The three pressure bumps in the Sun’s natal disk are associated with three different sublimation fronts, corresponding to temperatures and distance from the star. Sublimation fronts are regions in the disk where materials of a given chemical composition would become vapor. They invoke pressure bumps at the sublimation fronts of silicate at temperatures higher than 1400 Kelvin, water at 170 Kelvin and carbon monoxide at 30 Kelvin.

Images collected by the Atacama Large Millimeter/submillimeter Array (ALMA) observatory showing a disk around a young star in unprecedented detail as a nested structure of rings provided a premise for a ring-based model. The model assumes millimeter- to centimeter-sized dust and pebbles accumulate at pressure bump locations and collapse due to their collective gravity into much larger, 100-kilometer-sized planetesimals, the building blocks for planets. According to this new model, planetesimals would form in three rings, each around a sublimation front: the inner silicate ring, the middle water ring and the outer carbon monoxide ring.

“As time goes by, the disk temperature cools,” Deienno said. “This cooling process causes the pressure bumps to migrate toward the Sun, with the first planetesimals forming at the outer edge of each ring. Assuming the disk composition at atomic levels also changes with time, the planetesimal compositions should be slightly different across each ring.”

That’s where Deienno’s simulations came in, connecting the forming rings of planetesimals associated with the silicate sublimation front, the inner ring, to the growing terrestrial planets.

“Andre Izidoro, the lead author from Rice University, generated the distributions of planetesimals formed in the rings,” Deienno said. “Then I simulated the entire collisional growth process during the gas disk lifetime until the terrestrial protoplanets formed. This allowed us to track the compositional evolution and feeding zones of Earth, Venus and Mars as well as the compositional link between Mars and the main asteroid belt.”

Using supercomputers, the researchers performed a variety of simulations that captured how our solar system may have formed right down to the slightly different chemical compositions and masses of Venus, Earth and Mars. The Earth and Venus analogs collect the most materials forming the bulk from regions closer to the Sun, whereas the Mars-like planet was built from materials in the more sparsely populated regions farther from the Sun.

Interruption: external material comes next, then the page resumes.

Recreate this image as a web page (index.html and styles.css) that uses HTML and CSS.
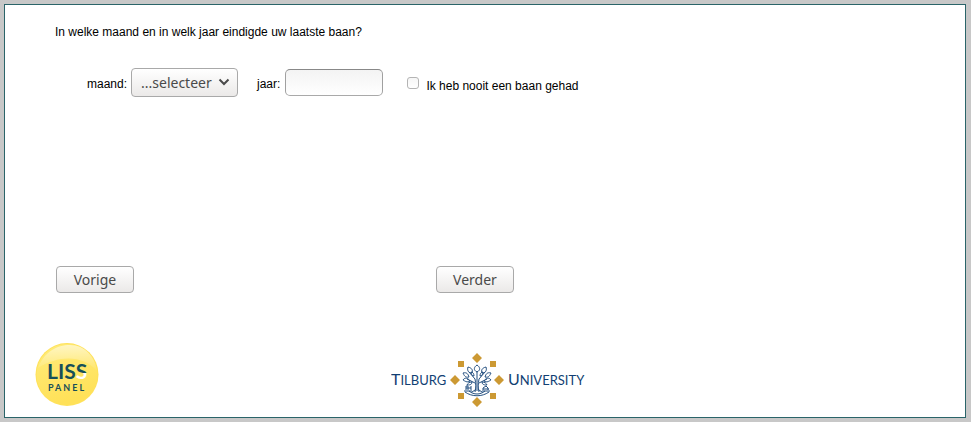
FILE: index.html
```html
<!DOCTYPE html>
<html lang="nl">
<head>
<meta charset="utf-8">
<meta name="viewport" content="width=device-width, initial-scale=1">
<title>LISS panel</title>
<link rel="stylesheet" href="styles.css">
</head>
<body>
<main class="panel">
  <form class="survey">
    <p class="question">In welke maand en in welk jaar eindigde uw laatste baan?</p>
    <div class="fields">
      <div class="field field-month">
        <label class="field-label" for="month">maand:</label>
        <span class="select-wrap">
          <select id="month" class="control select">
            <option>...selecteer</option>
            <option>januari</option><option>februari</option><option>maart</option>
            <option>april</option><option>mei</option><option>juni</option>
            <option>juli</option><option>augustus</option><option>september</option>
            <option>oktober</option><option>november</option><option>december</option>
          </select>
          <svg class="chevron" viewBox="0 0 12 8" aria-hidden="true"><path d="M1.500 1.500 6 6l4.500-4.500"/></svg>
        </span>
      </div>
      <div class="field field-year">
        <label class="field-label" for="year">jaar:</label>
        <input id="year" class="control year" type="text">
      </div>
      <div class="field field-never">
        <input id="never" class="tick" type="checkbox">
        <label class="tick-label" for="never">Ik heb nooit een baan gehad</label>
      </div>
    </div>
    <div class="actions">
      <button class="control button" type="button">Vorige</button>
      <button class="control button" type="button">Verder</button>
    </div>
  </form>
  <footer class="logos">
    <svg class="liss" viewBox="0 0 64 64" role="img" aria-label="LISS panel">
      <defs>
        <linearGradient id="shine" x1="0" y1="0" x2="0.300" y2="1">
          <stop offset="0" stop-color="#ffec7c"/><stop offset="1" stop-color="#ffe158"/>
        </linearGradient>
        <linearGradient id="gloss" x1="0" y1="0" x2="0" y2="1">
          <stop offset="0" stop-color="#fff" stop-opacity=".55"/><stop offset="1" stop-color="#fff" stop-opacity=".02"/>
        </linearGradient>
        <linearGradient id="last-s" gradientUnits="userSpaceOnUse" x1="0" y1="20" x2="0" y2="36">
          <stop offset=".65" stop-color="#174f59"/><stop offset=".65" stop-color="#fff"/>
        </linearGradient>
      </defs>
      <circle cx="32" cy="31.500" r="31.500" fill="#ffe25a"/>
      <circle cx="32" cy="31.500" r="30.500" fill="url(#shine)"/>
      <path d="M3 25C9 9 22 2 35 2c15 0 25 12 27 26C48 12 24 12 3 25Z" fill="url(#gloss)"/>
      <text class="liss-mark" x="12" y="36">LIS<tspan class="liss-last">S</tspan></text>
      <text class="liss-name" x="13" y="48">PANEL</text>
    </svg>
    <svg class="tilburg" viewBox="0 0 194 54" role="img" aria-label="Tilburg University">
      <text class="uni-name" x="0" y="32">T<tspan class="small">ILBURG</tspan></text>
      <text class="uni-name" x="117" y="32">U<tspan class="small">NIVERSITY</tspan></text>
      <g fill="#cc9933">
        <path d="m86 0 5 5-5 5-5-5ZM86 44l5 5-5 5-5-5ZM64 22l5 5-5 5-5-5ZM108 22l5 5-5 5-5-5Z"/>
        <path d="M67 8h6v6h-6ZM99 8h6v6h-6ZM67 40h6v6h-6ZM99 40h6v6h-6Z"/>
      </g>
      <g class="tree">
        <path d="M84 39c1-4 1-8 0-13M88 39c-1-4-1-8 0-13M86 38V18M81 39l3-2M91 39l-3-2M84 30l-8-4M88 30l8-4M84 26l-6-7M88 26l6-7"/>
        <path d="M86 19c-4-2-3-5 0-7 3 2 4 5 0 7ZM81 20c-4 0-5-3-4-6 4 1 5 3 4 6ZM91 20c4 0 5-3 4-6-4 1-5 3-4 6ZM78 24c-4 1-5-2-6-4 4-1 5 1 6 4ZM94 24c4 1 5-2 6-4-4-1-5 1-6 4ZM79 28c-3 2-5 0-7-1 2-3 5-2 7 1ZM93 28c3 2 5 0 7-1-2-3-5-2-7 1ZM83 23c-2 0-3-2-3-4 2 0 3 2 3 4ZM89 23c2 0 3-2 3-4-2 0-3 2-3 4ZM81 29c0 3-3 3-5 3 1-2 2-3 5-3ZM91 29c0 3 3 3 5 3-1-2-2-3-5-3Z"/>
        <path d="M75 37v-4h2v4M75 35h5M80 33v4M92 37v-2l3-2 2 2v2M92 36h6M73 38h8M91 38h8M74 39c7 5 17 5 24 0M78 38c5 4 11 4 16 0"/>
      </g>
    </svg>
  </footer>
</main>
</body>
</html>
```
FILE: styles.css
```css
* { box-sizing: border-box; }

body {
  margin: 0;
  padding: 4px 5px 4px 4px;
  min-height: 100vh;
  display: flex;
  background: #c8c8c8;
  color: #000;
  font: 12px/16px "Liberation Sans", Arial, sans-serif;
}

.panel {
  flex: 1;
  padding: 19px 30px 10px;
  background: #fff;
  border: 1px solid #2a6469;
}

.survey { padding-left: 20px; }

.question { margin: 0 0 28px; }

.fields {
  display: flex;
  flex-wrap: wrap;
  align-items: center;
  padding-left: 32px;
}

.field {
  display: flex;
  align-items: center;
  gap: 4px;
}

.field-label { padding-top: 2px; }

.field-month { margin-right: 19px; }

.field-year {
  gap: 5px;
  margin-right: 24px;
}

.field-never { gap: 7px; }

.control {
  height: 27px;
  margin: 0;
  border: 1px solid #a9a9a9;
  border-radius: 4px;
  background: linear-gradient(#fff, #ebe9e8);
  color: #4a4a4a;
  font: 14px/20px "Noto Sans", sans-serif;
}

.select-wrap {
  position: relative;
  display: flex;
}

.select {
  appearance: none;
  width: 107px;
  height: 29px;
  padding: 0 24px 0 9px;
}

.chevron {
  position: absolute;
  right: 8px;
  top: 10px;
  width: 12px;
  height: 8px;
  fill: none;
  stroke: #4a4a4a;
  stroke-width: 2;
  pointer-events: none;
}

.year {
  width: 98px;
  padding: 0 6px;
  border-color: #888 #a0a0a0 #a9a9a9;
  border-radius: 5px;
  background: linear-gradient(#f3f3f3, #fff);
}

.tick {
  appearance: none;
  width: 12px;
  height: 12px;
  margin: 0;
  border: 1px solid #b4b4b4;
  border-radius: 3px;
  background: linear-gradient(#f6f6f6, #fff);
}

.tick:checked { background: #2a6469; }

.tick-label { padding-top: 6px; }

.actions {
  display: grid;
  grid-template-columns: 380px 1fr;
  margin-top: 169px;
  padding-left: 1px;
}

.button {
  width: 78px;
  padding: 0;
}

.logos {
  display: flex;
  align-items: flex-start;
  gap: 292px;
  margin-top: 50px;
}

.liss {
  flex: none;
  width: 64px;
  height: 64px;
}

.liss-mark {
  fill: #174f59;
  font: bold 21px Lato, sans-serif;
}

.liss-last { fill: url(#last-s); }

.liss-name {
  fill: #174f59;
  font: bold 9px Lato, sans-serif;
  letter-spacing: 2px;
}

.tilburg {
  flex: none;
  width: 194px;
  height: 54px;
  margin-top: 10px;
}

.uni-name {
  fill: #123f73;
  font: 16px Lato, sans-serif;
}

.small { font-size: 13px; }

.tree {
  fill: none;
  stroke: #234f80;
  stroke-width: 1;
}
```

Beyond the orbit of Mars, the simulations yielded a region sparsely populated or completely devoid of planetesimals. Some planetesimals from zones inside or directly beyond would later stray into the asteroid belt region, become trapped and collide, creating fragments today known as asteroids.

“The simulations are even able to explain the different asteroid populations,” Deienno said. “Bodies that are made mostly of silica are remnants of stray objects originating in the region around Mars, whereas asteroids predominantly composed of carbon are likely remnants of stray objects from the region outside the asteroid belt.”

The latter region, the middle ring around the water sublimation front, is the feeding zone for the accretion of the giant planets, whereas the outermost third ring around the carbon monoxide sublimation front would develop into what is commonly known as the primordial trans-Neptunian disk.